To see what other devices the government can use to track us, simply click past the jump.
Gallery Ford Police Interceptor
With today’s on-demand society, navigation systems are pretty much compulsory. Gone are the days of hitting up MapQuest and printing out directions that involve actual reading and attention to detail. This new-age system allows you to drive almost thoughtlessly with a computerized voice – typically one of your choice – tells you to “Turn left ahead.”
So, when you first buy a navigation system, you are still essentially off of the grid as the company has no clue who that dot on their satellite system is. Well, if you decide to upgrade your maps, suddenly, you have to register and the company obviously then takes the machine’s serial number. This means that they essentially know where you are, or your navigation system at least, at any given time. Police can likely subpoena this data feed and track you down in no time flat.
Solution: Don’t update your maps and just deal with the GPS constantly telling you to turn left off of that 300-foot cliff where a bridge once was... 30 years ago.
A new idea in car insurance for the more advanced companies, like Progressive, is to somehow track your driving habits to see if you are a lower-risk driver. I actually have one of these cool devices that plugs into my OBD-II receptacle and beep every time I drive like a jackass, which resulted in me just unplugging it when I decide I want to push my little turbocharged micro-machine hard. Well, Progressive, like most companies, claim that they do not look at where you drive, but rather when and how you drive. This system is not GPS-based, but they somehow know what times you drive and the speed you drive. And, as you know, police can subpoena this information too.
Solution: Most insurance companies offer an opt-out option for these systems. Actually, with Progressive, you need to opt in to the system under the guise of saving on your insurance after 30 days of tracking. So, you can just opt-out or not opt in from the get-go. I, for one, like money, so I will take the risk of the gummament knowing that I frequent the gym every day at 5:00 p.m. and that I have a sick obsession with Chinese food.
If you receive a satellite signal in any way, you can, theoretically, be tracked. Well, satellite radio is slowly becoming what cable TV was in the `80s. It started off with people saying “Why would I pay for that when I get it for free,” then suddenly chalking it up as just another regular utility bill 10 years later. The feed you receive goes to a serial numbered receiver, which then attaches to an account in your name. If your Satellite radio unit happens to have a GPS capability too, they gotcha.
Solution: Toss the satellite radio receiver in a lake and switch the dial to good `ol static-filled, commercial-laden FM radio. Heck, you can even opt for the squelchy goodness that is AM radio for all we care. The gummament can’t track that... yet.
Cars are turning into rolling computers these days, some of which use your smartphone to post Facebook updates. As if telling the world what you’re doing at home is not enough, you can now tell them all of the excitement that is your driving life. Well, if you are trying to stay off the grid, stay off of the Facebook and definitely stop with the “Check in” feature. Yes, you’ll lead the gummament straight to you that way.
Solution: Do you really need social networking while you drive?
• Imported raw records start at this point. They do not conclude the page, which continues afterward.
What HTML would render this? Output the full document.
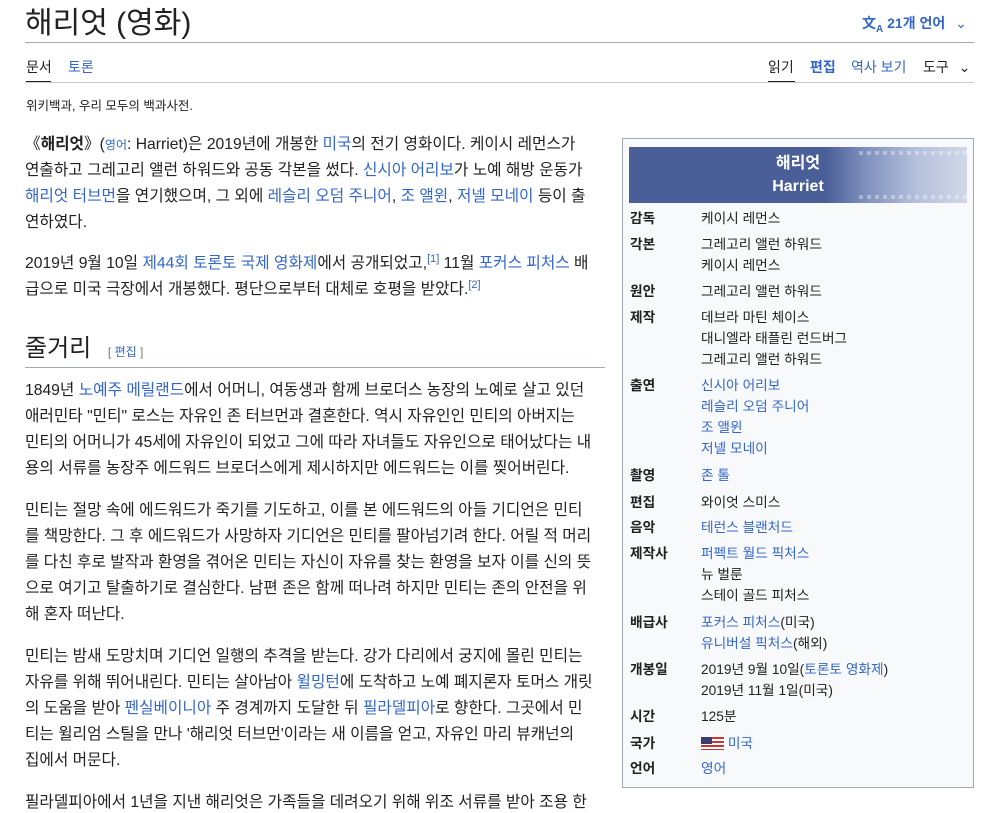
<!DOCTYPE html>
<html><head><meta charset="utf-8"><style>
body{margin:0;width:983px;height:800px;overflow:hidden;background:#fff;color:#202122;font-family:"Liberation Sans","Noto Sans CJK KR",sans-serif;}
a{color:#3366cc;text-decoration:none}
.abs{position:absolute}
.l{position:absolute;left:25px;font-size:15.7px;white-space:nowrap;line-height:20px}
sup{font-size:11px;vertical-align:6px;line-height:0}
.ib{position:absolute;left:622px;top:138px;width:350px;height:648px;border:1px solid #a2a9b1;background:#f8f9fa}
.r{position:absolute;font-size:13.7px;white-space:nowrap;line-height:21px}
.k{left:7px;font-weight:bold}
.v{left:78px}
</style></head><body>
<div class="abs" style="left:25px;top:4px;font-size:30px;line-height:40px">해리엇 (영화)</div>
<div class="abs" style="left:862px;top:13px;font-size:14px;font-weight:bold;color:#3366cc">文<sub style="font-size:10px">A</sub>&nbsp;21개 언어 <span style="font-weight:normal;margin-left:6px">⌄</span></div>
<div class="abs" style="left:25px;top:42px;width:949px;height:1px;background:#a2a9b1"></div>
<div class="abs" style="left:26px;top:57px;font-size:14px">문서</div>
<div class="abs" style="left:68px;top:57px;font-size:14px;color:#3366cc">토론</div>
<div class="abs" style="left:26px;top:81px;width:25px;height:2px;background:#202122"></div>
<div class="abs" style="left:768px;top:57px;font-size:14px">읽기</div>
<div class="abs" style="left:810px;top:57px;font-size:14px;font-weight:bold;color:#3366cc">편집</div>
<div class="abs" style="left:851px;top:57px;font-size:14px;color:#3366cc">역사 보기</div>
<div class="abs" style="left:923px;top:57px;font-size:14px">도구 <span style="margin-left:6px">⌄</span></div>
<div class="abs" style="left:768px;top:81px;width:27px;height:2px;background:#202122"></div>
<div class="abs" style="left:25px;top:82px;width:949px;height:1px;background:#c8ccd1"></div>
<div class="abs" style="left:26px;top:95px;font-size:12.5px">위키백과, 우리 모두의 백과사전.</div>

<div class="l" style="top:135px">《<b>해리엇</b>》(<a style="font-size:12px">영어</a>: Harriet)은 2019년에 개봉한 <a>미국</a>의 전기 영화이다. 케이시 레먼스가</div>
<div class="l" style="top:161px">연출하고 그레고리 앨런 하워드와 공동 각본을 썼다. <a>신시아 어리보</a>가 노예 해방 운동가</div>
<div class="l" style="top:187px"><a>해리엇 터브먼</a>을 연기했으며, 그 외에 <a>레슬리 오덤 주니어</a>, <a>조 앨윈</a>, <a>저넬 모네이</a> 등이 출</div>
<div class="l" style="top:213px">연하였다.</div>
<div class="l" style="top:254px">2019년 9월 10일 <a>제44회 토론토 국제 영화제</a>에서 공개되었고,<sup><a>[1]</a></sup> 11월 <a>포커스 피처스</a> 배</div>
<div class="l" style="top:280px">급으로 미국 극장에서 개봉했다. 평단으로부터 대체로 호평을 받았다.<sup><a>[2]</a></sup></div>
<div class="abs" style="left:25px;top:332px;font-size:24px;line-height:34px">줄거리 <span style="font-size:12px;color:#72777d;margin-left:10px">[ <a>편집</a> ]</span></div>
<div class="abs" style="left:25px;top:367px;width:580px;height:1px;background:#a2a9b1"></div>
<div class="l" style="top:381px">1849년 <a>노예주</a> <a>메릴랜드</a>에서 어머니, 여동생과 함께 브로더스 농장의 노예로 살고 있던</div>
<div class="l" style="top:407px">애러민타 "민티" 로스는 자유인 존 터브먼과 결혼한다. 역시 자유인인 민티의 아버지는</div>
<div class="l" style="top:433px">민티의 어머니가 45세에 자유인이 되었고 그에 따라 자녀들도 자유인으로 태어났다는 내</div>
<div class="l" style="top:459px">용의 서류를 농장주 에드워드 브로더스에게 제시하지만 에드워드는 이를 찢어버린다.</div>
<div class="l" style="top:501px">민티는 절망 속에 에드워드가 죽기를 기도하고, 이를 본 에드워드의 아들 기디언은 민티</div>
<div class="l" style="top:527px">를 책망한다. 그 후 에드워드가 사망하자 기디언은 민티를 팔아넘기려 한다. 어릴 적 머리</div>
<div class="l" style="top:553px">를 다친 후로 발작과 환영을 겪어온 민티는 자신이 자유를 찾는 환영을 보자 이를 신의 뜻</div>
<div class="l" style="top:579px">으로 여기고 탈출하기로 결심한다. 남편 존은 함께 떠나려 하지만 민티는 존의 안전을 위</div>
<div class="l" style="top:605px">해 혼자 떠난다.</div>
<div class="l" style="top:647px">민티는 밤새 도망치며 기디언 일행의 추격을 받는다. 강가 다리에서 궁지에 몰린 민티는</div>
<div class="l" style="top:673px">자유를 위해 뛰어내린다. 민티는 살아남아 <a>윌밍턴</a>에 도착하고 노예 폐지론자 토머스 개릿</div>
<div class="l" style="top:699px">의 도움을 받아 <a>펜실베이니아</a> 주 경계까지 도달한 뒤 <a>필라델피아</a>로 향한다. 그곳에서 민</div>
<div class="l" style="top:725px">티는 윌리엄 스틸을 만나 '해리엇 터브먼'이라는 새 이름을 얻고, 자유인 마리 뷰캐넌의</div>
<div class="l" style="top:751px">집에서 머문다.</div>
<div class="l" style="top:793px">필라델피아에서 1년을 지낸 해리엇은 가족들을 데려오기 위해 위조 서류를 받아 조용 한</div>

<div class="ib">
<div class="abs" style="left:6px;top:8px;width:338px;height:56px;background:linear-gradient(90deg,#4a5e98 58%,#7f90bd 70%,#b5c0db 85%,#d0d7e8 100%)"></div>
<div class="abs" style="left:236px;top:12px;width:108px;height:4px;background:repeating-linear-gradient(90deg,rgba(255,255,255,.35) 0 4px,transparent 4px 8px)"></div>
<div class="abs" style="left:236px;top:56px;width:108px;height:4px;background:repeating-linear-gradient(90deg,rgba(255,255,255,.35) 0 4px,transparent 4px 8px)"></div>
<div class="abs" style="left:6px;top:13px;width:338px;text-align:center;color:#fff;font-weight:bold;font-size:16px;line-height:23px">해리엇<br>Harriet</div>
<div class="r k" style="top:69px">감독</div><div class="r v" style="top:69px">케이시 레먼스</div>
<div class="r k" style="top:95px">각본</div><div class="r v" style="top:95px">그레고리 앨런 하워드<br>케이시 레먼스</div>
<div class="r k" style="top:142px">원안</div><div class="r v" style="top:142px">그레고리 앨런 하워드</div>
<div class="r k" style="top:168px">제작</div><div class="r v" style="top:168px">데브라 마틴 체이스<br>대니엘라 태플린 런드버그<br>그레고리 앨런 하워드</div>
<div class="r k" style="top:236px">출연</div><div class="r v" style="top:236px"><a>신시아 어리보</a><br><a>레슬리 오덤 주니어</a><br><a>조 앨윈</a><br><a>저넬 모네이</a></div>
<div class="r k" style="top:326px">촬영</div><div class="r v" style="top:326px"><a>존 톨</a></div>
<div class="r k" style="top:353px">편집</div><div class="r v" style="top:353px">와이엇 스미스</div>
<div class="r k" style="top:378px">음악</div><div class="r v" style="top:378px"><a>테런스 블랜처드</a></div>
<div class="r k" style="top:404px">제작사</div><div class="r v" style="top:404px"><a>퍼펙트 월드 픽처스</a><br>뉴 벌룬<br>스테이 골드 피처스</div>
<div class="r k" style="top:473px">배급사</div><div class="r v" style="top:473px"><a>포커스 피처스</a>(미국)<br><a>유니버설 픽처스</a>(해외)</div>
<div class="r k" style="top:520px">개봉일</div><div class="r v" style="top:520px">2019년 9월 10일(<a>토론토 영화제</a>)<br>2019년 11월 1일(미국)</div>
<div class="r k" style="top:567px">시간</div><div class="r v" style="top:567px">125분</div>
<div class="r k" style="top:594px">국가</div><div class="r v" style="top:594px"><span style="display:inline-block;width:23px;height:13px;vertical-align:-2px;background:repeating-linear-gradient(#c33 0 2px,#fff 2px 4px);position:relative"><span style="position:absolute;left:0;top:0;width:11px;height:7px;background:#3c3b6e"></span></span> <a>미국</a></div>
<div class="r k" style="top:619px">언어</div><div class="r v" style="top:619px"><a>영어</a></div>
</div>
</body></html>
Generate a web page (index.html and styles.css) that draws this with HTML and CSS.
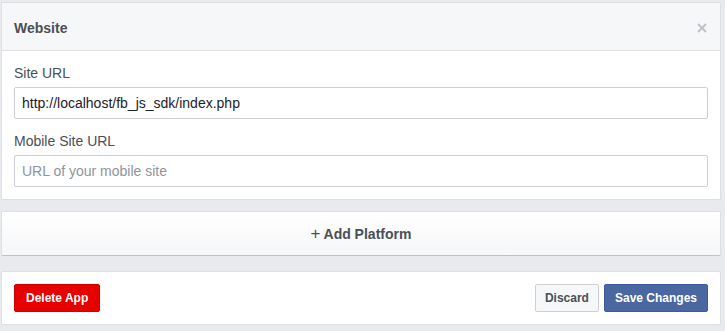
FILE: index.html
```html
<!DOCTYPE html>
<html>
<head>
    <title>Website</title>
    <link rel="stylesheet" href="styles.css">
</head>
<body>

    <div class="panel">
        <div class="panel-header">
            <span class="panel-title">Website</span>
            <svg class="close" width="10" height="10" viewBox="0 0 10 10">
                <path d="M1 1 L9 9 M9 1 L1 9" stroke="#bec2c9" stroke-width="2"/>
            </svg>
        </div>
        <div class="panel-body">
            <label class="field-label">Site URL</label>
            <input class="field" type="text" value="http://localhost/fb_js_sdk/index.php">
            <label class="field-label second">Mobile Site URL</label>
            <input class="field" type="text" placeholder="URL of your mobile site">
        </div>
    </div>

    <div class="add-platform">
        <span class="plus">+</span> Add Platform
    </div>

    <div class="actions">
        <button class="button delete">Delete App</button>
        <div class="right-buttons">
            <button class="button discard">Discard</button>
            <button class="button save">Save Changes</button>
        </div>
    </div>

</body>
</html>
```

FILE: styles.css
```css
body {
    font-family: "Liberation Sans", Arial, sans-serif;
    background-color: #e9eaed;
    margin: 0;
    padding: 2px 4px 0 1px;
}
.panel {
    background-color: #fff;
    border: 1px solid #dddfe2;
    border-radius: 2px;
}
.panel-header {
    display: flex;
    justify-content: space-between;
    align-items: center;
    height: 47px;
    padding: 0 12px;
    background-color: #f6f7f9;
    border-bottom: 1px solid #dddfe2;
}
.panel-title {
    font-size: 14px;
    font-weight: bold;
    color: #4b4f56;
    padding-top: 2px;
}
.close {
    margin-right: 1px;
    margin-top: 2px;
}
.panel-body {
    display: flex;
    flex-direction: column;
    padding: 13px 12px 12px 12px;
}
.field-label {
    font-size: 14px;
    line-height: 18px;
    color: #4b4f56;
    margin-bottom: 5px;
}
.field-label.second {
    margin-top: 13px;
}
.field {
    height: 32px;
    box-sizing: border-box;
    border: 1px solid #ccd0d5;
    border-radius: 2px;
    padding: 0 7px;
    font-family: "Liberation Sans", Arial, sans-serif;
    font-size: 14px;
    color: #1d2129;
    outline: none;
}
.field::placeholder {
    color: #90949c;
}
.add-platform {
    margin-top: 11px;
    height: 43px;
    display: flex;
    justify-content: center;
    align-items: center;
    background: linear-gradient(#fff, #f6f7f9);
    border: 1px solid #dddfe2;
    border-bottom-color: #bec2c9;
    border-radius: 2px;
    font-size: 14px;
    font-weight: bold;
    color: #4b4f56;
}
.plus {
    font-size: 17px;
    font-weight: normal;
    line-height: 14px;
    margin-right: 3px;
    margin-top: 1px;
}
.actions {
    margin-top: 15px;
    display: flex;
    justify-content: space-between;
    align-items: center;
    padding: 12px;
    background-color: #fff;
    border: 1px solid #dddfe2;
    border-radius: 2px;
}
.right-buttons {
    display: flex;
    gap: 5px;
}
.button {
    height: 28px;
    padding: 0 11px;
    font-family: "Liberation Sans", Arial, sans-serif;
    font-size: 12px;
    font-weight: bold;
    border-radius: 2px;
    cursor: pointer;
}
.delete {
    background-color: #e60000;
    border: 1px solid #d00000;
    color: #fff;
}
.discard {
    padding: 0 9px;
    background-color: #f6f7f9;
    border: 1px solid #ced0d4;
    color: #4b4f56;
}
.save {
    padding: 0 10px;
    background-color: #4b67a1;
    border: 1px solid #3b5b9e;
    color: #fff;
}
```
How about networking with the traffic in front of and around you by paying attention to the damn road and not Sally’s relationship status.
We almost left this off. If you are worried about “The man” finding you, yet you still own a cellphone, may we serenade you with a lovely array of “DUH!!!” Cell phones almost all have a GPS feature for 911 to use to hunt you down in a pinch. This GPS can also work in helping the boys in blue track your silly behind down and harass you. You can try turning the GPS feature off until your blue in the face, they can still track you down in your car. In fact, now they can even do it without a warrant since the Federal Court just ruled that all police officers need is "reasonable grounds" and they can obtain location data from a cellphone in order to track a suspect.
If you’re really that worried about the gummament coming to get you, you have to eliminate the avenues of access. License plate trackers are the last thing you should worry about. They just show a pattern. The above devices, on the other have, provide live, up-to-the-second updates of where you are... Creepy, huh? Happy driving!!